[Collected data]

##############################

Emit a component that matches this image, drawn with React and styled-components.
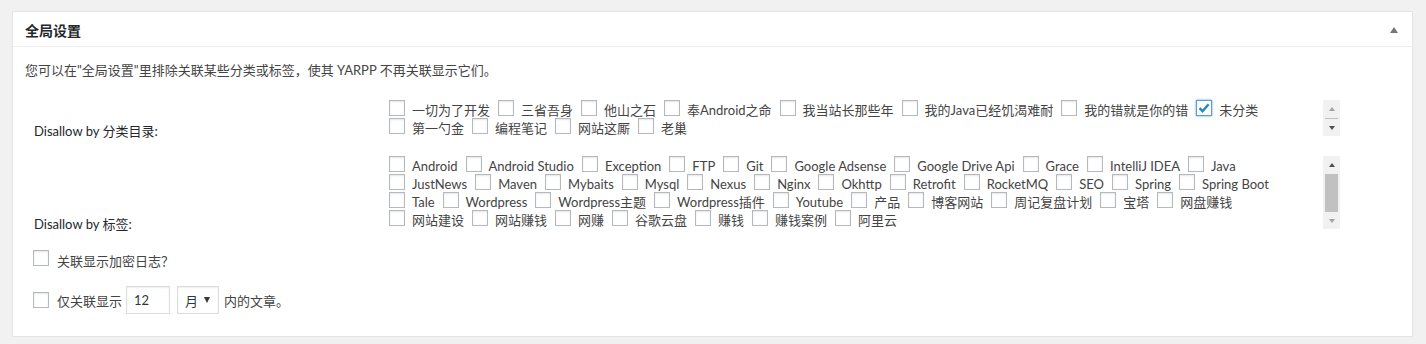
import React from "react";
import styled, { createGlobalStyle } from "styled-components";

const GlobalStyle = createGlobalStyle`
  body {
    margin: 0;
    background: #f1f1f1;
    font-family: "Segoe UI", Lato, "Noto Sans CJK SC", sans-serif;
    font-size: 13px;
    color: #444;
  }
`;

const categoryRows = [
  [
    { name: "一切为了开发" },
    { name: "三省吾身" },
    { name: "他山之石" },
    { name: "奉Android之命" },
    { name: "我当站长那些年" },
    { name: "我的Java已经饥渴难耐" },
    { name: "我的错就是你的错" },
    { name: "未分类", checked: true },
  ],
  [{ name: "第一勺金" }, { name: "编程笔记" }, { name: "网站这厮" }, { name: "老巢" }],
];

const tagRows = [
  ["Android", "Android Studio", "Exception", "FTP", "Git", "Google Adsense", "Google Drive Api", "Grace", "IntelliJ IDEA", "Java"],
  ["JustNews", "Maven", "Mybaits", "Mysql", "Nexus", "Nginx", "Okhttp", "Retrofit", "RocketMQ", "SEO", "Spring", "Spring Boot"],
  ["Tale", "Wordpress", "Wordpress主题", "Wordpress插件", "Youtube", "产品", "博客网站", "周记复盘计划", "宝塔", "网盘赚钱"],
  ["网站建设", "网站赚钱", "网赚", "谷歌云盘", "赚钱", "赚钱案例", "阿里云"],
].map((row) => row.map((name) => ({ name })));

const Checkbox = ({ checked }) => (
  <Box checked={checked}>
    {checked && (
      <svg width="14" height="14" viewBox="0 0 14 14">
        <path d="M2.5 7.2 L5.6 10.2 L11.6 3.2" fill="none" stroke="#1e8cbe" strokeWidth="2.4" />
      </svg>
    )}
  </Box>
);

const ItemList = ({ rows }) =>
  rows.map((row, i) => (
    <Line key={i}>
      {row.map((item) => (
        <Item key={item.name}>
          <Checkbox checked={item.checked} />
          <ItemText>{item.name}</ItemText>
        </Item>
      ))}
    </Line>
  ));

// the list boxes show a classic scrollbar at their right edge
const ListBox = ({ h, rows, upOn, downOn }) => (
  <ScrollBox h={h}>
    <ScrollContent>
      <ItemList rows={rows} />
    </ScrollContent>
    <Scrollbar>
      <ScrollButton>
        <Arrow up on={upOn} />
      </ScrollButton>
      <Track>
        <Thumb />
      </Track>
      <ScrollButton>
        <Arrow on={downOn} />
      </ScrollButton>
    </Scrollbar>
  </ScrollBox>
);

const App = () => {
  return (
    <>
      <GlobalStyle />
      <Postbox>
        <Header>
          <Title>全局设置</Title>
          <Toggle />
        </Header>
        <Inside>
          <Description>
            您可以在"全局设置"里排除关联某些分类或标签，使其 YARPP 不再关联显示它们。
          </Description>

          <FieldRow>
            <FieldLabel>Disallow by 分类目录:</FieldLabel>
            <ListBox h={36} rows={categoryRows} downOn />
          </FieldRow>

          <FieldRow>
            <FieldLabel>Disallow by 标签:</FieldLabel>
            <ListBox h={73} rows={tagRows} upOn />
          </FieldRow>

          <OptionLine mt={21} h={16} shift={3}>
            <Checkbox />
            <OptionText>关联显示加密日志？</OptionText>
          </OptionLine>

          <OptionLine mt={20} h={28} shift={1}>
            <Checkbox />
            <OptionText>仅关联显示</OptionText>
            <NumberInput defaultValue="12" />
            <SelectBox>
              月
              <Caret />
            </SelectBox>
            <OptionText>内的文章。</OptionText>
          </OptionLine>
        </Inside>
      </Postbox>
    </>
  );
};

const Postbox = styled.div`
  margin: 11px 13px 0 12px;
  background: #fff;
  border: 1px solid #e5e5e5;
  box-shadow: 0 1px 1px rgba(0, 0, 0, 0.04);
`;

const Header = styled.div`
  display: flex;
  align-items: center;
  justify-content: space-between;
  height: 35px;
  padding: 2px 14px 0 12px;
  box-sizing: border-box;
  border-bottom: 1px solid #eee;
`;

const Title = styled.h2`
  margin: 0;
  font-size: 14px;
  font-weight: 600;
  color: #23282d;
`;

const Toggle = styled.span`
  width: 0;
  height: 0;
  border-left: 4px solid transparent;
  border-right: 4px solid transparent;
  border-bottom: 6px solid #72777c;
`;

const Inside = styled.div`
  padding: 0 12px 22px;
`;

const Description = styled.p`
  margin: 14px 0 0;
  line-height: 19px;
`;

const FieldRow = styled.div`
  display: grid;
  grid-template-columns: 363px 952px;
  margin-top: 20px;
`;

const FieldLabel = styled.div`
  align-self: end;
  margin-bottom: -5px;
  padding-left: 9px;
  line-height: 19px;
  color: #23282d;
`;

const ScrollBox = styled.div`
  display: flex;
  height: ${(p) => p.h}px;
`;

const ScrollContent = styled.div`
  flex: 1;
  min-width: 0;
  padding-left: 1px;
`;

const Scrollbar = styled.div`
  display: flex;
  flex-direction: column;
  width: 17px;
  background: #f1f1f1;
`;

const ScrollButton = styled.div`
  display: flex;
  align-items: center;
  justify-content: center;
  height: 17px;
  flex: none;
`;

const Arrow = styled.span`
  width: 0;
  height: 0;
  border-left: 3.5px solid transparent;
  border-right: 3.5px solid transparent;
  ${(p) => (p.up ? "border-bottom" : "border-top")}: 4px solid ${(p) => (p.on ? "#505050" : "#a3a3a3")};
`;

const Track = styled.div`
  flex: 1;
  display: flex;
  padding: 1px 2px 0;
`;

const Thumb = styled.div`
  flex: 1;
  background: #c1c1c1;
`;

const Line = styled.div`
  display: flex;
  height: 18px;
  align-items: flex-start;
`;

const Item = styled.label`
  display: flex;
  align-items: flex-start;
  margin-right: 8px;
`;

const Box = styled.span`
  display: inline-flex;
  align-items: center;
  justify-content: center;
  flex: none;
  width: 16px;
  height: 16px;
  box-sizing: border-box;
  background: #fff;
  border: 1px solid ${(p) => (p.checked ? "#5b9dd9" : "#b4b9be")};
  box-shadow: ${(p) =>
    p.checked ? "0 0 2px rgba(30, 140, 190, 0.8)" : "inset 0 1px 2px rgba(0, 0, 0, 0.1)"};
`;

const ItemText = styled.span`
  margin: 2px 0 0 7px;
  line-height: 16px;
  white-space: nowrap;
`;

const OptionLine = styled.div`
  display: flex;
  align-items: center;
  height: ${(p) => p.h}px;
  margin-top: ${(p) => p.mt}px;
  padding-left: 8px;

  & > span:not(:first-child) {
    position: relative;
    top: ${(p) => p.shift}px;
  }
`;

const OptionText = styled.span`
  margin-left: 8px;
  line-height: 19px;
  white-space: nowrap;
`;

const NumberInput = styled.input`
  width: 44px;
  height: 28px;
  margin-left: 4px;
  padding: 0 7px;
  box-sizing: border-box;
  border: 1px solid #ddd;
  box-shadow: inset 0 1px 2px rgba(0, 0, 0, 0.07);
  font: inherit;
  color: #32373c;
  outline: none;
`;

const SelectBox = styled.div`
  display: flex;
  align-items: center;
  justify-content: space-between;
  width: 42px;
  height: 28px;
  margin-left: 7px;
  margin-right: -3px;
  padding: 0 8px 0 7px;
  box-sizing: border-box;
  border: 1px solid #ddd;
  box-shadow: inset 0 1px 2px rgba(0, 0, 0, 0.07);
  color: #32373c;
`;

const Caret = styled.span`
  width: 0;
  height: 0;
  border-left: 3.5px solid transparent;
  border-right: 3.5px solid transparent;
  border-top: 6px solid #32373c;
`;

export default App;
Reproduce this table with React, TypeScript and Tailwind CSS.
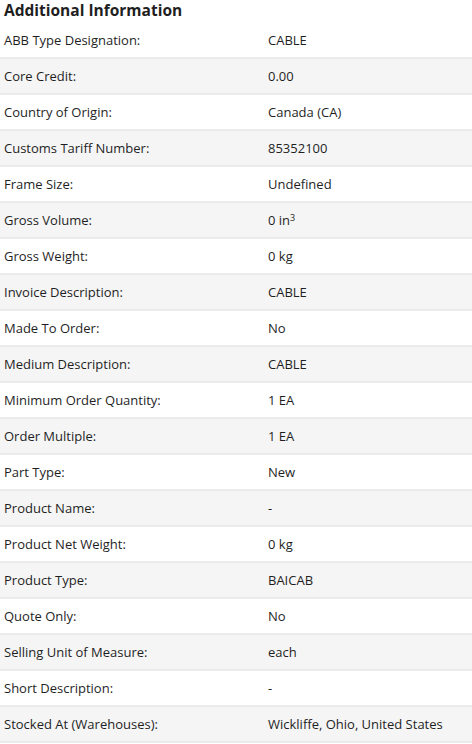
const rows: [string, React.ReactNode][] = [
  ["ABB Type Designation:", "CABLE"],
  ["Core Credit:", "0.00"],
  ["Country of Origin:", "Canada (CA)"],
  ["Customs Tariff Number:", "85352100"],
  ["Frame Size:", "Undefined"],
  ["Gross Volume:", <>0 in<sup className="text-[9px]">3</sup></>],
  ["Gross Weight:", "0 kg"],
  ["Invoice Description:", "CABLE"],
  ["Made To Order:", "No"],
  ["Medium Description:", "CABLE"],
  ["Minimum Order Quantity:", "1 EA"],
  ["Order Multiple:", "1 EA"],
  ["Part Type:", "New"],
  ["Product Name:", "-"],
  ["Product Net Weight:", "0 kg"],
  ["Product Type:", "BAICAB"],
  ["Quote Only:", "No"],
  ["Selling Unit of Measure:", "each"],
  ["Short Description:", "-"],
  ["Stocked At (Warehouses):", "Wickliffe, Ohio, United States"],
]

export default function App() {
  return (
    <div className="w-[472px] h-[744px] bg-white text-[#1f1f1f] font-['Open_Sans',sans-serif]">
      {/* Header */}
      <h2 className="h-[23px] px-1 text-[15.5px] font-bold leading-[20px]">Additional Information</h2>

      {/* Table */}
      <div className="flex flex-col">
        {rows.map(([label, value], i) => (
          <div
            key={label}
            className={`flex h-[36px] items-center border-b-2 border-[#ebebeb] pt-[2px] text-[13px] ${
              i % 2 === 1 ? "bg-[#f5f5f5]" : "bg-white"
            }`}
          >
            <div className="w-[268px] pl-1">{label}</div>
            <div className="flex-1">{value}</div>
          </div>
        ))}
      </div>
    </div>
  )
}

##############################

__WHAT TO PRODUCE__
Output precisely the lines in the material above from the line containing "Reproduce this table" through its last line, and omit pictures.

__FINAL RESULT__
Reproduce this table with React, TypeScript and Tailwind CSS.
const rows: [string, React.ReactNode][] = [
  ["ABB Type Designation:", "CABLE"],
  ["Core Credit:", "0.00"],
  ["Country of Origin:", "Canada (CA)"],
  ["Customs Tariff Number:", "85352100"],
  ["Frame Size:", "Undefined"],
  ["Gross Volume:", <>0 in<sup className="text-[9px]">3</sup></>],
  ["Gross Weight:", "0 kg"],
  ["Invoice Description:", "CABLE"],
  ["Made To Order:", "No"],
  ["Medium Description:", "CABLE"],
  ["Minimum Order Quantity:", "1 EA"],
  ["Order Multiple:", "1 EA"],
  ["Part Type:", "New"],
  ["Product Name:", "-"],
  ["Product Net Weight:", "0 kg"],
  ["Product Type:", "BAICAB"],
  ["Quote Only:", "No"],
  ["Selling Unit of Measure:", "each"],
  ["Short Description:", "-"],
  ["Stocked At (Warehouses):", "Wickliffe, Ohio, United States"],
]

export default function App() {
  return (
    <div className="w-[472px] h-[744px] bg-white text-[#1f1f1f] font-['Open_Sans',sans-serif]">
      {/* Header */}
      <h2 className="h-[23px] px-1 text-[15.5px] font-bold leading-[20px]">Additional Information</h2>

      {/* Table */}
      <div className="flex flex-col">
        {rows.map(([label, value], i) => (
          <div
            key={label}
            className={`flex h-[36px] items-center border-b-2 border-[#ebebeb] pt-[2px] text-[13px] ${
              i % 2 === 1 ? "bg-[#f5f5f5]" : "bg-white"
            }`}
          >
            <div className="w-[268px] pl-1">{label}</div>
            <div className="flex-1">{value}</div>
          </div>
        ))}
      </div>
    </div>
  )
}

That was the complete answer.